The appropriately named Weiter, Immer Weiter (Further, Always Further) – an ominous march driven ever onwards by a gut-wrenching vocal performance from Wintherr drives the albums journey into even darker territory, like the utter blackness that proceeds dawn. But, as if the winterland meditation of the Im Wald has opened doors to more astral levels, the feeling of disorientation seems to amplify. The intensity changes, receding even perhaps, but, if anything, the feeling of weightless introspection becomes even more acute – as if you are now witnessing Wintherr descending further into his own dreamlike meditation.

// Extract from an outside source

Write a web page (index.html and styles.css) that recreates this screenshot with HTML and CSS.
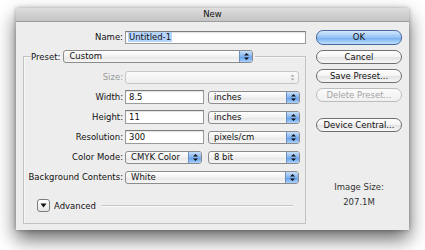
FILE: index.html
```html
<!DOCTYPE html>
<html lang="en">
  <head>
    <meta charset="UTF-8" />
    <meta name="viewport" content="width=device-width, initial-scale=1.0" />
    <link rel="stylesheet" href="styles.css">
  </head>
  <body>
    <div class="window">
      <div class="titlebar">New</div>

      <div class="content">
        <div class="main">
          <div class="row name-row">
            <div class="label">Name:</div>
            <div class="field name-field"><span class="selected">Untitled-1</span></div>
          </div>

          <fieldset class="group">
            <legend class="legend">
              <span class="legend-label">Preset:</span>
              <div class="popup preset-popup">
                <span class="popup-text">Custom</span>
                <span class="arrows">
                  <svg width="7" height="9" viewBox="0 0 7 9"><path d="M1 3.6 L3.5 1 L6 3.6Z M1 5.4 L3.5 8 L6 5.4Z" /></svg>
                </span>
              </div>
            </legend>

            <div class="rows">
              <div class="row">
                <div class="label disabled-label">Size:</div>
                <div class="popup disabled wide">
                  <span class="popup-text"></span>
                  <span class="arrows">
                    <svg width="7" height="9" viewBox="0 0 7 9"><path d="M1.5 3.4 L3.5 1.4 L5.5 3.4Z M1.5 5.6 L3.5 7.6 L5.5 5.6Z" /></svg>
                  </span>
                </div>
              </div>

              <div class="row">
                <div class="label">Width:</div>
                <div class="field short">8.5</div>
                <div class="popup unit">
                  <span class="popup-text">inches</span>
                  <span class="arrows">
                    <svg width="7" height="9" viewBox="0 0 7 9"><path d="M1 3.6 L3.5 1 L6 3.6Z M1 5.4 L3.5 8 L6 5.4Z" /></svg>
                  </span>
                </div>
              </div>

              <div class="row">
                <div class="label">Height:</div>
                <div class="field short">11</div>
                <div class="popup unit">
                  <span class="popup-text">inches</span>
                  <span class="arrows">
                    <svg width="7" height="9" viewBox="0 0 7 9"><path d="M1 3.6 L3.5 1 L6 3.6Z M1 5.4 L3.5 8 L6 5.4Z" /></svg>
                  </span>
                </div>
              </div>

              <div class="row">
                <div class="label">Resolution:</div>
                <div class="field short">300</div>
                <div class="popup unit">
                  <span class="popup-text">pixels/cm</span>
                  <span class="arrows">
                    <svg width="7" height="9" viewBox="0 0 7 9"><path d="M1 3.6 L3.5 1 L6 3.6Z M1 5.4 L3.5 8 L6 5.4Z" /></svg>
                  </span>
                </div>
              </div>

              <div class="row">
                <div class="label">Color Mode:</div>
                <div class="popup mode">
                  <span class="popup-text">CMYK Color</span>
                  <span class="arrows">
                    <svg width="7" height="9" viewBox="0 0 7 9"><path d="M1 3.6 L3.5 1 L6 3.6Z M1 5.4 L3.5 8 L6 5.4Z" /></svg>
                  </span>
                </div>
                <div class="popup unit">
                  <span class="popup-text">8 bit</span>
                  <span class="arrows">
                    <svg width="7" height="9" viewBox="0 0 7 9"><path d="M1 3.6 L3.5 1 L6 3.6Z M1 5.4 L3.5 8 L6 5.4Z" /></svg>
                  </span>
                </div>
              </div>

              <div class="row">
                <div class="label">Background Contents:</div>
                <div class="popup wide">
                  <span class="popup-text">White</span>
                  <span class="arrows">
                    <svg width="7" height="9" viewBox="0 0 7 9"><path d="M1 3.6 L3.5 1 L6 3.6Z M1 5.4 L3.5 8 L6 5.4Z" /></svg>
                  </span>
                </div>
              </div>
            </div>

            <div class="advanced">
              <div class="disclosure">
                <svg width="7" height="5" viewBox="0 0 7 5"><path d="M0.5 0.5 L6.5 0.5 L3.5 4.5Z" /></svg>
              </div>
              <span class="advanced-text">Advanced</span>
              <div class="separator"></div>
            </div>
          </fieldset>
        </div>

        <div class="side">
          <div class="button default">OK</div>
          <div class="button">Cancel</div>
          <div class="button">Save Preset...</div>
          <div class="button disabled-button">Delete Preset...</div>
          <div class="button device">Device Central...</div>

          <div class="image-size">
            <div>Image Size:</div>
            <div class="size-value">207.1M</div>
          </div>
        </div>
      </div>
    </div>
  </body>
</html>
```

FILE: styles.css
```css
html {
  height: 250px;
  background-color: #fff;
}

body {
  margin: 0;
  padding: 8px 0 20px 16px;
  background-color: #fff;
  font-family: "DejaVu Sans", "Liberation Sans", sans-serif;
  font-size: 8.5px;
  color: #111;
}

.window {
  width: 393px;
  height: 222px;
  background-color: #ededed;
  box-shadow: 0 9px 18px rgba(0, 0, 0, 0.6), 0 0 4px rgba(0, 0, 0, 0.3);
}

.titlebar {
  height: 13px;
  line-height: 13px;
  text-align: center;
  color: #111;
  background: linear-gradient(#dedede, #c4c4c4);
  border-bottom: 1px solid #9c9c9c;
}

.content {
  display: flex;
  padding: 8px 0 0 7px;
}

.main {
  width: 283px;
}

.row {
  display: flex;
  align-items: center;
  height: 14px;
}

.label {
  width: 99px;
  margin-right: 2px;
  text-align: right;
  white-space: nowrap;
}

.name-row .label {
  width: 100px;
}

.disabled-label {
  color: #9a9a9a;
}

/* text fields */
.field {
  box-sizing: border-box;
  height: 14px;
  line-height: 12px;
  padding-left: 3px;
  background-color: #fff;
  border: 1px solid #9a9a9a;
  border-top-color: #7c7c7c;
  box-shadow: inset 0 1px 1px rgba(0, 0, 0, 0.12);
}

.name-field {
  width: 181px;
  height: 13px;
  line-height: 11px;
  padding-left: 2px;
}

.selected {
  background-color: #b6d4fb;
  padding: 0 1px;
}

.short {
  width: 79px;
  margin-right: 4px;
}

/* group box */
.group {
  margin: 6px 0 0 0;
  padding: 0 0 11px 0;
  border: 1px solid #c2c2c2;
  box-shadow: inset 1px 1px 0 #f8f8f8;
}

.legend {
  display: flex;
  align-items: center;
  margin-left: 7px;
  padding: 0 2px 0 0;
}

.legend-label {
  margin-right: 3px;
}

.rows {
  display: flex;
  flex-direction: column;
  gap: 6px;
  margin-top: 7px;
}

/* pop-up buttons */
.popup {
  box-sizing: border-box;
  display: flex;
  height: 13px;
  border: 1px solid #8c8c8c;
  border-radius: 3px;
  background: linear-gradient(#ffffff, #f1f1f1 50%, #e6e6e6 51%, #f6f6f6);
  overflow: hidden;
}

.popup-text {
  flex: 1;
  padding-left: 5px;
  line-height: 11px;
  white-space: nowrap;
}

.arrows {
  width: 12px;
  display: flex;
  align-items: center;
  justify-content: center;
  border-left: 1px solid #6c8fc0;
  background: linear-gradient(#c6e0fb, #7fb2ee 50%, #5f9ce8 51%, #a9d1fb);
}

.arrows svg {
  fill: #111;
}

.preset-popup {
  width: 190px;
}

.wide {
  width: 174px;
}

.unit {
  width: 92px;
}

.mode {
  width: 77px;
  margin-right: 6px;
}

.popup.disabled {
  border-color: #c6c6c6;
  background: linear-gradient(#fafafa, #eeeeee);
}

.popup.disabled .arrows {
  border-left: none;
  background: none;
}

.popup.disabled .arrows svg {
  fill: #a8a8a8;
}

/* advanced */
.advanced {
  display: flex;
  align-items: center;
  margin: 15px 12px 0 13px;
}

.disclosure {
  box-sizing: border-box;
  width: 13px;
  height: 13px;
  display: flex;
  align-items: center;
  justify-content: center;
  border: 1px solid #7d7d7d;
  border-radius: 3px;
  background: linear-gradient(#ffffff, #e4e4e4);
}

.disclosure svg {
  fill: #111;
}

.advanced-text {
  margin-left: 4px;
}

.separator {
  flex: 1;
  height: 0;
  margin-left: 6px;
  border-top: 1px solid #c6c6c6;
  border-bottom: 1px solid #fafafa;
}

/* buttons */
.side {
  width: 86px;
  margin-left: 10px;
  display: flex;
  flex-direction: column;
  gap: 5px;
}

.button {
  box-sizing: border-box;
  height: 14px;
  line-height: 12px;
  text-align: center;
  border: 1px solid #6f6f6f;
  border-radius: 7px;
  background: linear-gradient(#ffffff, #f3f3f3 50%, #e3e3e3 51%, #f7f7f7);
  white-space: nowrap;
}

.button.default {
  height: 15px;
  line-height: 13px;
  border-color: #46689c;
  background: linear-gradient(#d4e8fd, #95c2f3 50%, #72abee 51%, #bfe0ff);
}

.disabled-button {
  color: #a4a4a4;
  border-color: #bdbdbd;
  background: linear-gradient(#fbfbfb, #f0f0f0);
}

.device {
  margin-top: 11px;
}

.image-size {
  margin-top: 43px;
  text-align: center;
  color: #333;
  line-height: 15px;
}
```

Darkness tolls and spirals as everything is poured into the final moments of Im Wald, which only seems to cause the gravity well created by this mass of music to begin to dissipate, collapsing in on itself. Until gradually, slowly, it all begins to fade. Greys return to seep into the white and the black as if the hint of dawn is emerging on the far edges of the landscape. Reality returning, empyrean nature both cosmic and terrestrial, recede.
As the silence descends, you might almost expect to find Wintherr standing there, staring back at you, or at least see his corpse-painted black figure shuffling back into the forest. But, perhaps unsurprisingly, you’re standing alone, cold, sated, but at the same time with a part of you missing somewhere in the blue-white snow of dawn’s early light. It’s rare for an extreme black metal album to touch something deep within for its entire two-hour length, but this one almost certainly will – at least for some. For others, marvel at the good bits – there are plenty of them even for black metal cynics – or just feel free to put it to one side as the work of another one-man black metal band that sounds a little like all the rest.